Pentagon Okays Android … Sort Of
Android has made its first inroad into the Department of Defense. And while it’s not much of one, it is a start.
In its latest Security Technical Implementation Guide (STIG), the Pentagon okayed Android 2.2 for use on Defense Department computer networks, but with a number of caveats and limitations.
First, Pentagon approval doesn’t extend to all devices running Android 2.2. In truth, it covers just one: Dell’s Venue smartphone (it would have covered the Streak tablet, as well, had the company not binned it). Second, classified information cannot be transmitted to or from it. Third, any Web browsing done on the device must be conducted via a DOD proxy server. And finally, access to Android Market has been restricted.

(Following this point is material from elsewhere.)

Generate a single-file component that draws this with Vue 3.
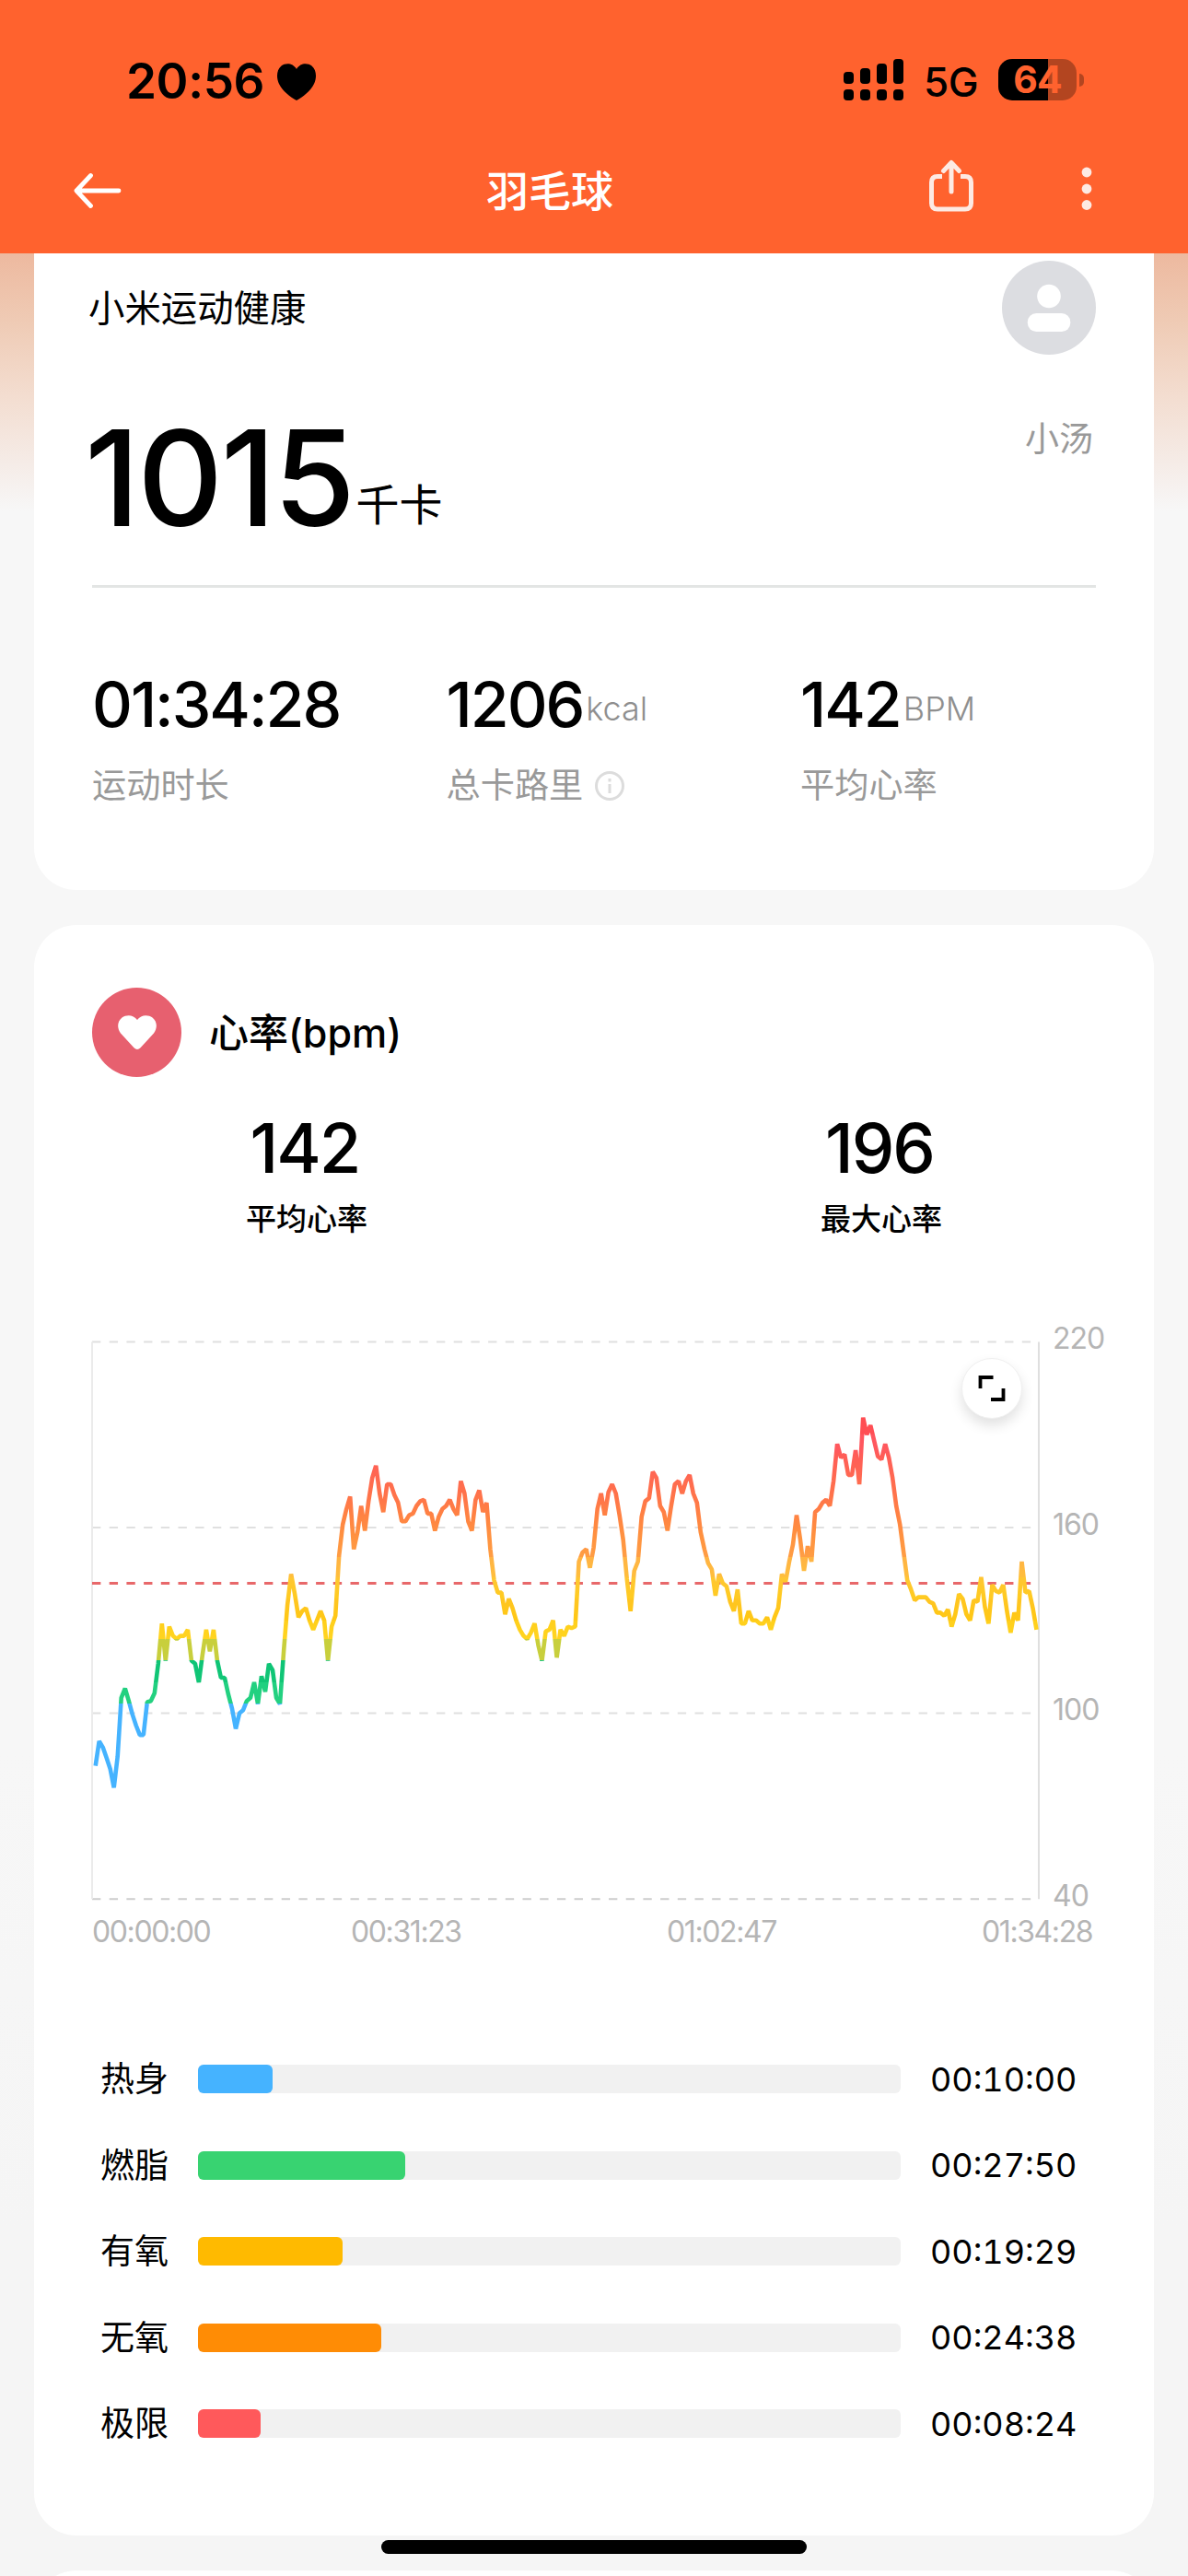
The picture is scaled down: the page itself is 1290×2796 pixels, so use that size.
<script setup>
import { computed } from 'vue';

const stats = [
  { value: '01:34:28', unit: '', label: '运动时长' },
  { value: '1206', unit: 'kcal', label: '总卡路里', info: true },
  { value: '142', unit: 'BPM', label: '平均心率' },
];

const peaks = [
  { value: 142, label: '平均心率' },
  { value: 196, label: '最大心率' },
];

const zones = [
  { name: '热身', time: '00:10:00', percent: 10.6, color: '#45b3ff' },
  { name: '燃脂', time: '00:27:50', percent: 29.5, color: '#38d371' },
  { name: '有氧', time: '00:19:29', percent: 20.6, color: '#ffba00' },
  { name: '无氧', time: '00:24:38', percent: 26.1, color: '#ff8c05' },
  { name: '极限', time: '00:08:24', percent: 8.9, color: '#ff595b' },
];

// heart rate samples, evenly spaced
const samples = [
  83, 91, 89, 85.6, 82, 76, 86, 105, 108, 104, 99.6, 96, 93, 93, 103.6, 104, 106.5, 116, 129, 117,
  128, 125, 124, 125, 125, 127, 117, 116, 110, 119, 127, 120, 127, 117, 111.5, 111.5, 106, 101.5, 95, 100,
  101, 104, 105, 110, 103, 112, 107, 116, 114, 105, 103, 120, 135, 145, 138.5, 131, 133, 134, 130, 127,
  130, 133, 130, 117, 128, 131.5, 151, 161, 166, 170, 153, 158.5, 167, 159, 168.5, 176, 180, 171, 165, 174,
  174, 170.5, 168, 162, 162, 164, 164.5, 167, 168.5, 169, 164.5, 164.5, 159, 163.5, 166, 167, 169, 166, 164, 175,
  171, 162, 159, 169, 172, 165, 168, 153, 143, 139, 139, 132, 137, 134, 130, 127, 125, 124, 126, 129,
  122, 117, 126.5, 127, 130, 118, 127, 125, 128, 127.5, 128, 149, 152, 153, 147, 153.5, 166, 171, 164, 171.5,
  174, 171, 164, 156, 143.5, 133, 146, 149, 163.5, 168.5, 169.5, 178, 176, 167, 165, 159, 167, 174, 175, 171,
  175, 177, 171, 168, 158.5, 153, 148.5, 146.5, 138, 145, 142, 141, 136, 133, 140, 129, 129, 133, 130, 130,
  129, 129, 131, 127, 131, 134, 145, 142.5, 149, 154.5, 164, 156, 146, 154, 149, 165, 166, 168, 169, 167,
  175, 187, 182.6, 183.6, 177, 177, 185, 174, 195.5, 190, 193, 188, 183, 182, 187, 182.6, 176, 167, 161, 152,
  143, 140, 136.5, 137.5, 137.5, 137.5, 136, 135.5, 132.5, 132.5, 131.5, 133.5, 128, 132, 138.5, 137, 132, 130, 136.5, 136,
  144, 134.5, 129, 141.5, 139.5, 139, 141.5, 133, 126, 132.5, 130, 149, 139, 139.5, 134, 127,
];

const TOP = 26.4;
const y = (bpm) => TOP + (220 - bpm) * 3.36;

const points = computed(() =>
  samples.map((v, i) => `${(3.7 + i * 4.007).toFixed(1)},${y(v).toFixed(1)}`).join(' ')
);

const ticks = [220, 160, 100, 40];

const times = [
  { x: 0, text: '00:00:00' },
  { x: 281, text: '00:31:23' },
  { x: 624, text: '01:02:47' },
  { x: 966, text: '01:34:28' },
];

// colour bands, from 200 bpm down to 70 bpm
const bands = [
  [200, '#ff4a50'], [190, '#ff4f55'], [190, '#ff5560'], [184, '#ff5a5c'],
  [184, '#ff5c58'], [177, '#ff6752'], [170, '#ff744a'], [164, '#ff8243'],
  [157, '#ff9240'], [150.5, '#ff9d44'], [150.5, '#ffb244'], [144, '#ffbe3c'],
  [144, '#ffc632'], [137, '#ffcb20'], [137, '#ffc522'], [130, '#ffc814'],
  [130, '#ffcf1c'], [124, '#ffd420'], [124, '#c8cf3c'], [117, '#c8cf3c'],
  [117, '#0ec476'], [110, '#12c676'], [110, '#20d080'], [103.2, '#24d180'],
  [103.2, '#45b3ff'], [70, '#45b3ff'],
];
const offset = (bpm) => (200 - bpm) / 130;
</script>

<template>
  <div class="page">
    <header class="header">
      <div class="status">
        <span class="clock">20:56</span>
        <svg class="status-heart" viewBox="0 0 44 40"><path d="M22 6C18-1 10-1 5.500 2.500C0 7 0 16 3 22C7 30 15 36 22 40C29 36 37 30 41 22C44 16 44 7 38.500 2.500C34-1 26-1 22 6Z"/></svg>
        <svg class="signal" viewBox="0 0 66 45">
          <rect x="0" y="14" width="11" height="13" rx="4"/>
          <rect x="18" y="10" width="11" height="17" rx="4"/>
          <rect x="36" y="5" width="11" height="22" rx="4"/>
          <rect x="54" y="0" width="11" height="27" rx="4"/>
          <rect v-for="n in 4" :key="n" :x="(n - 1) * 18" y="33" width="11" height="12" rx="4"/>
        </svg>
        <span class="network">5G</span>
        <div class="battery"><span>64</span></div>
        <i class="battery-cap"></i>
      </div>
      <nav class="nav">
        <svg class="back" viewBox="0 0 52 40" fill="none" stroke="currentColor" stroke-width="4.8" stroke-linecap="round" stroke-linejoin="round"><path d="M49 20H3M18.500 3.500L3 20L18.500 36.500"/></svg>
        <h1>羽毛球</h1>
        <svg class="share" viewBox="0 0 50 58" fill="none" stroke="currentColor" stroke-width="5" stroke-linecap="round" stroke-linejoin="round">
          <path d="M15 18.500H10Q3.500 18.500 3.500 25V47.500Q3.500 54 10 54H40Q46.500 54 46.500 47.500V25Q46.500 18.500 40 18.500H35" stroke-linecap="butt"/>
          <path d="M25 35V4M16.500 12.500L25 3.500L33.500 12.500"/>
        </svg>
        <svg class="more" viewBox="0 0 12 48" fill="currentColor"><circle cx="6" cy="6" r="5.400"/><circle cx="6" cy="24" r="5.400"/><circle cx="6" cy="41.500" r="5.400"/></svg>
      </nav>
    </header>

    <section class="card summary">
      <div class="brand">
        <span>小米运动健康</span>
        <svg viewBox="0 0 102 102">
          <circle cx="51" cy="51" r="51" fill="#dcdde1"/>
          <circle cx="51" cy="38.500" r="12.800" fill="#fff"/>
          <rect x="27.800" y="57" width="46.500" height="20" rx="9.500" fill="#fff"/>
        </svg>
      </div>
      <div class="hero">
        <span class="hero-value">1015</span>
        <span class="hero-unit">千卡</span>
        <span class="user">小汤</span>
      </div>
      <div class="stats">
        <div v-for="s in stats" :key="s.label" class="stat">
          <div class="stat-value"><b>{{ s.value }}</b><span>{{ s.unit }}</span></div>
          <div class="stat-label">
            {{ s.label }}
            <svg v-if="s.info" viewBox="0 0 34 34" fill="none" stroke="#dcdcdc" stroke-width="3"><circle cx="17" cy="17" r="14.500"/><path d="M17 15V25M17 9V12.500"/></svg>
          </div>
        </div>
      </div>
    </section>

    <section class="card heart">
      <div class="heart-title">
        <div class="heart-icon">
          <svg viewBox="0 0 42 37" fill="#fff"><path d="M21 5C17-1 9-1 4.500 2.500C-1 7-1 14 3 19.500L17.500 35.300Q21 38.500 24.500 35.300L39 19.500C43 14 43 7 37.500 2.500C33-1 25-1 21 5Z"/></svg>
        </div>
        <h2>心率(bpm)</h2>
      </div>

      <div class="peaks">
        <div v-for="p in peaks" :key="p.label" class="peak">
          <b>{{ p.value }}</b>
          <span>{{ p.label }}</span>
        </div>
      </div>

      <div class="chart">
        <svg viewBox="0 0 1116 690">
          <defs>
            <linearGradient id="bpm" gradientUnits="userSpaceOnUse" x1="0" :y1="y(200)" x2="0" :y2="y(70)">
              <stop v-for="(b, i) in bands" :key="i" :offset="offset(b[0])" :stop-color="b[1]"/>
            </linearGradient>
          </defs>
          <line v-for="t in ticks" :key="t" class="grid" :class="{ base: t === 40 }" x1="0" x2="1020" :y1="y(t)" :y2="y(t)"/>
          <line class="axis-left" x1="0" x2="0" :y1="y(220)" :y2="y(40)"/>
          <line class="axis-right" x1="1028" x2="1028" :y1="y(220)" :y2="y(40)"/>
          <line class="average" x1="0" x2="1020" :y1="y(142)" :y2="y(142)"/>
          <polyline class="line" :points="points" stroke="url(#bpm)"/>
          <text v-for="t in ticks" :key="t" x="1043" :y="y(t) + 7.500">{{ t }}</text>
          <text v-for="t in times" :key="t.text" :x="t.x" y="678" class="time">{{ t.text }}</text>
        </svg>
        <button class="expand">
          <svg viewBox="0 0 30 30" fill="none" stroke="#000" stroke-width="3.800"><path d="M2.500 15V3H16.500M14 27H27.500V15"/></svg>
        </button>
      </div>

      <div class="zones">
        <div v-for="z in zones" :key="z.name" class="zone">
          <span class="zone-name">{{ z.name }}</span>
          <div class="track"><div class="fill" :style="{ width: z.percent + '%', background: z.color }"></div></div>
          <span class="zone-time">{{ z.time }}</span>
        </div>
      </div>
    </section>

    <section class="card next"></section>
    <div class="home-bar"></div>
  </div>
</template>

<style>
body { margin: 0; background: #f6f6f6; }
</style>

<style scoped>
.page {
  position: relative;
  width: 1290px;
  height: 2796px;
  overflow: hidden;
  box-sizing: border-box;
  background: linear-gradient(#edb99f 275px, #efcbb5 350px, #f3ddd0 430px, #f5ebe6 500px, #f7f7f7 555px, #f7f7f7 1900px, #f5f5f5 2420px);
  font-family: Inter, "Noto Sans CJK SC", sans-serif;
  color: #000;
  line-height: 1;
}
.page * { box-sizing: border-box; }
svg { display: block; flex-shrink: 0; }

.header {
  height: 275px;
  background: #ff622e;
}
.status {
  display: flex;
  align-items: center;
  height: 173px;
  padding-left: 137px;
}
.clock {
  width: 163px;
  font-size: 53px;
  font-weight: 600;
  letter-spacing: -0.4px;
  padding-top: 3px;
}
.status-heart { width: 44px; height: 40px; margin-top: 5px; }
.signal { width: 66px; height: 45px; margin-left: 572px; }
.network {
  width: 81px;
  margin-left: 21px;
  padding-top: 5px;
  font-size: 44px;
  font-weight: 500;
  letter-spacing: -0.5px;
}
.battery {
  width: 85px;
  height: 45px;
  border-radius: 15px;
  background: linear-gradient(90deg, #000 54px, #b34520 54px);
  color: #ff622e;
  font-size: 41px;
  font-weight: 700;
  letter-spacing: -1px;
  line-height: 45px;
  text-align: center;
}
.battery-cap {
  width: 5px;
  height: 14px;
  margin-left: 3px;
  border-radius: 0 7px 7px 0;
  background: #b34520;
}

.nav {
  display: flex;
  align-items: center;
  height: 68px;
  padding-left: 80px;
  color: #fff;
}
.back { width: 52px; height: 40px; margin-top: -1px; }
.nav h1 {
  width: 140px;
  margin: 0 0 0 396px;
  font-size: 46px;
  font-weight: 500;
}
.share { width: 50px; height: 58px; margin: -10px 0 0 340px; color: #fdeae3; }
.more { width: 12px; height: 48px; margin: -4px 0 0 116px; color: #fdeae3; }

.card {
  width: 1216px;
  margin: 0 auto;
  padding: 0 63px;
  border-radius: 46px;
  background: #fff;
}

.summary {
  height: 691px;
  padding-top: 8px;
  border-radius: 0 0 46px 46px;
}
.brand {
  display: flex;
  justify-content: space-between;
  align-items: center;
  margin-left: -4px;
  font-size: 39.4px;
}
.brand span { padding-top: 3px; }
.brand svg { width: 102px; height: 102px; }
.hero {
  display: flex;
  height: 253px;
  padding-top: 62px;
  border-bottom: 3px solid #e3e5e4;
}
.hero-value {
  height: 143px;
  margin-left: -8px;
  font-size: 144px;
  font-weight: 500;
  letter-spacing: -2.500px;
}
.hero-unit {
  margin: 77px 0 0 3px;
  font-size: 47px;
}
.user {
  margin: 11px 3px 0 auto;
  font-size: 37px;
  color: #999;
}
.stats {
  display: flex;
  padding-top: 92px;
}
.stat {
  flex-shrink: 0;
  width: 384.5px;
  white-space: nowrap;
}
.stat-value {
  display: flex;
  align-items: flex-end;
  font-feature-settings: "calt" 0;
}
.stat-value b {
  font-size: 68px;
  font-weight: 500;
  letter-spacing: -2px;
}
.stat-value span {
  margin: 0 0 11px 3px;
  font-size: 36px;
  font-weight: 300;
  color: #8f8f8f;
}
.stat-label {
  display: flex;
  align-items: center;
  gap: 12px;
  height: 37px;
  margin-top: 36px;
  font-size: 37.2px;
  color: #999;
}
.stat-label svg { width: 34px; height: 34px; }

.heart {
  height: 1748px;
  margin-top: 38px;
  padding-top: 68px;
}
.heart-title {
  display: flex;
  align-items: center;
}
.heart-icon {
  display: flex;
  align-items: center;
  justify-content: center;
  width: 97px;
  height: 97px;
  border-radius: 50%;
  background: #e7606f;
}
.heart-icon svg { width: 42px; height: 37px; }
.heart-title h2 {
  margin: 0 0 0 30px;
  padding-top: 2px;
  font-size: 43px;
  font-weight: 500;
}
.peaks {
  display: flex;
  margin: 40px -79px 0;
}
.peak {
  flex: 1;
  display: flex;
  flex-direction: column;
  align-items: center;
}
.peak b {
  padding-right: 4px;
  font-size: 74px;
  font-weight: 500;
  letter-spacing: -2px;
}
.peak span {
  margin-top: 24px;
  font-size: 33px;
  font-weight: 500;
}

.chart {
  position: relative;
  margin-top: 90px;
}
.chart > svg {
  width: 1116px;
  height: 690px;
  overflow: visible;
}
.chart text {
  fill: #b5b5b5;
  font-size: 32px;
  font-weight: 400;
  letter-spacing: -1px;
  font-feature-settings: "calt" 0;
}
.chart .time { letter-spacing: -1.4px; }
.grid { stroke: #e0e0e0; stroke-width: 2; stroke-dasharray: 9.35 9.35; }
.grid.base { stroke: #cdcdcd; }
.axis-left { stroke: #ebebeb; stroke-width: 2; }
.axis-right { stroke: #dfdfdf; stroke-width: 2; }
.average { stroke: #e8686a; stroke-width: 3; stroke-dasharray: 9.35 9.35; }
.line { fill: none; stroke-width: 4.6; stroke-linejoin: bevel; }
.expand {
  position: absolute;
  left: 944px;
  top: 44px;
  display: flex;
  align-items: center;
  justify-content: center;
  width: 66px;
  height: 66px;
  padding: 0;
  border: 1px solid #f0f0f0;
  border-radius: 50%;
  background: #fff;
  box-shadow: 0 7px 14px rgba(0, 0, 0, 0.12);
}
.expand svg { width: 30px; height: 30px; }

.zones {
  padding-left: 9px;
  margin-top: 89.75px;
}
.zone {
  display: flex;
  align-items: center;
  height: 93.5px;
}
.zone-name {
  width: 106px;
  font-size: 37px;
}
.track {
  width: 763px;
  height: 31px;
  border-radius: 6px;
  background: #f1f1f1;
}
.fill {
  height: 100%;
  border-radius: 6px;
}
.zone-time {
  margin-left: 32px;
  font-size: 36px;
  font-variant-numeric: tabular-nums;
}

.next { height: 100px; margin-top: 38px; }
.home-bar {
  position: absolute;
  left: 414px;
  top: 2757px;
  width: 462px;
  height: 15px;
  border-radius: 8px;
  background: #000;
}
</style>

So, if you’re a DOD employee hoping to kill some off-hours time with a game or two of Modern Combat on your work-issued Venue, you’re out of luck. And if you happen to own a different-model Android phone, you have no hope of getting it on the DOD’s network — for now, anyway. Devices manufactured by HTC, Motorola, et al, aren’t covered by the STIG.
So, as I said, this isn’t much of a step forward for Android, though it’s a step just the same. One version of the OS is now okay for use by DOD employees, which is more than you can say for Apple’s iOS operating system, which has, so far, been approved only for testing and pilot projects.